§ DATA FOR THE TASK:
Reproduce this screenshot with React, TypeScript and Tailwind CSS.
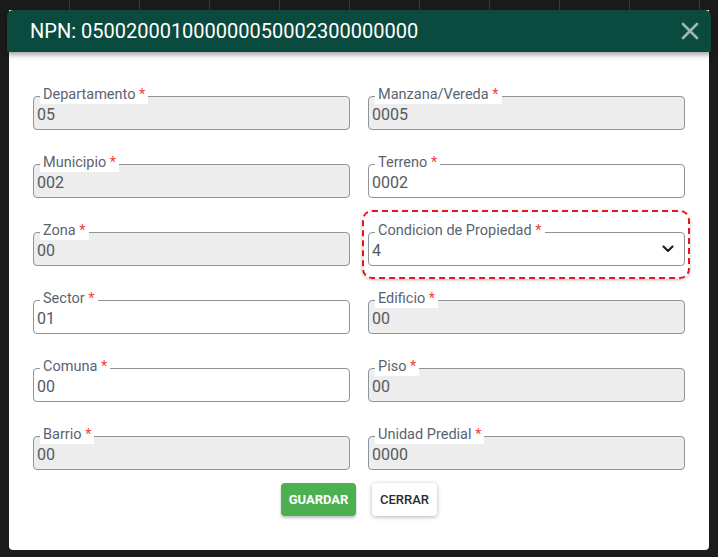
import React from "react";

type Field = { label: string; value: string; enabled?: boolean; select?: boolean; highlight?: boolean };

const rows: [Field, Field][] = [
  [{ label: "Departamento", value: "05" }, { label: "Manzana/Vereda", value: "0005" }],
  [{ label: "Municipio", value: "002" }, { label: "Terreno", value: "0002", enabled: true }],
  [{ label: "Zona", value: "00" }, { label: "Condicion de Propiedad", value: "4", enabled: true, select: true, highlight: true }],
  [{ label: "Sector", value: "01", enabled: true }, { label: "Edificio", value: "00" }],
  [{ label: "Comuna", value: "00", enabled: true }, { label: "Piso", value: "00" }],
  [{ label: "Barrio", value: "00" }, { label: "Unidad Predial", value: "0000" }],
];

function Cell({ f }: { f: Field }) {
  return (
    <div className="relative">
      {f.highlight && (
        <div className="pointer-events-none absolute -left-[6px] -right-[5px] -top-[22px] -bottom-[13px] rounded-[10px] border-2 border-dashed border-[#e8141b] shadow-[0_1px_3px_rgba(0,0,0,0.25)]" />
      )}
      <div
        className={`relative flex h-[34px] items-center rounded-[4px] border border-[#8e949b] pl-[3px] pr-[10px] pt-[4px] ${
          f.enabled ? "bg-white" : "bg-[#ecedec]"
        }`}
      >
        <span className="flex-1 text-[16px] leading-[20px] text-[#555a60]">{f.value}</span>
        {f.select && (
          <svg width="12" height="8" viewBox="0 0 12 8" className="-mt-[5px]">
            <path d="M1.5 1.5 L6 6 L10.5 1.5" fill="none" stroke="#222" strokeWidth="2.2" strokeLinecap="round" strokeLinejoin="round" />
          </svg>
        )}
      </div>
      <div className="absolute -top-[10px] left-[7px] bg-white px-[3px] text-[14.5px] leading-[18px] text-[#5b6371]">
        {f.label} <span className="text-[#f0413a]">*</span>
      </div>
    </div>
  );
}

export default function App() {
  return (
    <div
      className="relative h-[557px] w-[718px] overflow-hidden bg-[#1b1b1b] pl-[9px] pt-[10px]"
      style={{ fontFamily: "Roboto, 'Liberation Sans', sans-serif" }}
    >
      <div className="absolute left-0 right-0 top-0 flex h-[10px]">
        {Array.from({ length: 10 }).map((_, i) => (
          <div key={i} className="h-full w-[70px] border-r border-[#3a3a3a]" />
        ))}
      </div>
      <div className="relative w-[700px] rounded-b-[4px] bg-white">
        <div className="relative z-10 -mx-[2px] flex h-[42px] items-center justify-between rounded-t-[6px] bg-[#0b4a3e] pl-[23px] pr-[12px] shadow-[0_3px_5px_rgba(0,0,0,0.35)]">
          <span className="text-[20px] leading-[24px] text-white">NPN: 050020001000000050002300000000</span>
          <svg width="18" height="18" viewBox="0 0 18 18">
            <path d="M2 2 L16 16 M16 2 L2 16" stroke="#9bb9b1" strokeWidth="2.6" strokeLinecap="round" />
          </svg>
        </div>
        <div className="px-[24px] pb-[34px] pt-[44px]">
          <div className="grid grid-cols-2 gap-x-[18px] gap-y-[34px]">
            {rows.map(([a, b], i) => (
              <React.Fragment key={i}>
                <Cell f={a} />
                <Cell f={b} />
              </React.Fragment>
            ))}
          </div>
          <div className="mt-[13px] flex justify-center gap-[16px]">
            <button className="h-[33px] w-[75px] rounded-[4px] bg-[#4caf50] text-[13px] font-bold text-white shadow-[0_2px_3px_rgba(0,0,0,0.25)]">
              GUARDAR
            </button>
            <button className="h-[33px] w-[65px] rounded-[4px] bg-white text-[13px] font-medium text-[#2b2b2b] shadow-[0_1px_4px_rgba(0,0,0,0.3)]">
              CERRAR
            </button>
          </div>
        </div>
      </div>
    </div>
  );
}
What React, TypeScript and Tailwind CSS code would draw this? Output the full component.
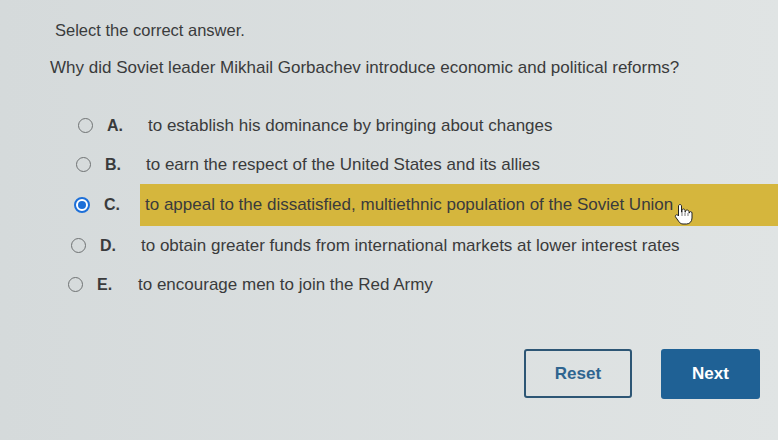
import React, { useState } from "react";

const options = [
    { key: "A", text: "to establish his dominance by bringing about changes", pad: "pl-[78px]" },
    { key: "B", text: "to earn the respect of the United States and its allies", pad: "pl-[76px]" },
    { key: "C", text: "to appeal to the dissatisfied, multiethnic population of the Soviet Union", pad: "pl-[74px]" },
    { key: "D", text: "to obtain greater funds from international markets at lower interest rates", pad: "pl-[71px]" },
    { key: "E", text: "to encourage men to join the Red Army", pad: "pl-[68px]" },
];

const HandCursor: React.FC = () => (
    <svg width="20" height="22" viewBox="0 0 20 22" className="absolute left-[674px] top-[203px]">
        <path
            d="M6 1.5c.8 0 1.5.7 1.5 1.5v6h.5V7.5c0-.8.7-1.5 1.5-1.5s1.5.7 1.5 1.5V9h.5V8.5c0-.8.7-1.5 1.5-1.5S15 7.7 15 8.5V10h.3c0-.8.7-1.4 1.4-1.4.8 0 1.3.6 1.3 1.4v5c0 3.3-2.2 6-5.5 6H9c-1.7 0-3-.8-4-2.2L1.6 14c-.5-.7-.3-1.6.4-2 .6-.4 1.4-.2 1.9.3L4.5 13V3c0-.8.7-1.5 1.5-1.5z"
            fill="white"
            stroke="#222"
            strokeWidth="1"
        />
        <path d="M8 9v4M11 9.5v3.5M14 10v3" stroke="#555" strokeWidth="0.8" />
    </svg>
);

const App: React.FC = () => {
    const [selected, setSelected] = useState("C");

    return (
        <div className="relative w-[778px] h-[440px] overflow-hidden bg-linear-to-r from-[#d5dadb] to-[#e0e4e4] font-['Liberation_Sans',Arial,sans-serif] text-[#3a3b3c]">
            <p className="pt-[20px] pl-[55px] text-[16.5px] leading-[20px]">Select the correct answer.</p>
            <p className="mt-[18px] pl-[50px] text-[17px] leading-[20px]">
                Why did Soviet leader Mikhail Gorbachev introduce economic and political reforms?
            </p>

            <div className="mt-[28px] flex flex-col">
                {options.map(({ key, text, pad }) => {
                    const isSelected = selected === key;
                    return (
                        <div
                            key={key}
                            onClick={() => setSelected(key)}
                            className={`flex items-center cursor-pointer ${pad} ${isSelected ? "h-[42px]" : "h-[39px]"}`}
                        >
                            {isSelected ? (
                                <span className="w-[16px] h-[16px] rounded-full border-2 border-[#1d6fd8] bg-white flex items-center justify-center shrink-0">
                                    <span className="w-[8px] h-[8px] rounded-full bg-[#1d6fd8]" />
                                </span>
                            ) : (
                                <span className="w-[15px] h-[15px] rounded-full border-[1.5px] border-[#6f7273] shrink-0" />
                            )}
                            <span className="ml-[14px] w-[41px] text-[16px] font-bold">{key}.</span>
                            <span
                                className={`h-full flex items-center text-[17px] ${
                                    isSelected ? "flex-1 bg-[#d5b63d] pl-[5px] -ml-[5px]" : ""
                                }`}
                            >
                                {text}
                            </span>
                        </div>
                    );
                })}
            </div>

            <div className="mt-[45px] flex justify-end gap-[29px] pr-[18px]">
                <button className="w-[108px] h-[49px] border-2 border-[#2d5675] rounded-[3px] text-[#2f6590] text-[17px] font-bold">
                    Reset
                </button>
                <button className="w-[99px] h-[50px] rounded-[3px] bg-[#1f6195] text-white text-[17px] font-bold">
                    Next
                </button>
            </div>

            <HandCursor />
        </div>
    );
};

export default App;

§ THE TASK: Restate word for word every line from the top of the entries above to the line with "string; value: string;", inclusive, and skip any pictures.

§ EXERCISE RESULT:
Reproduce this screenshot with React, TypeScript and Tailwind CSS.
import React from "react";

type Field = { label: string; value: string; enabled?: boolean; select?: boolean; highlight?: boolean };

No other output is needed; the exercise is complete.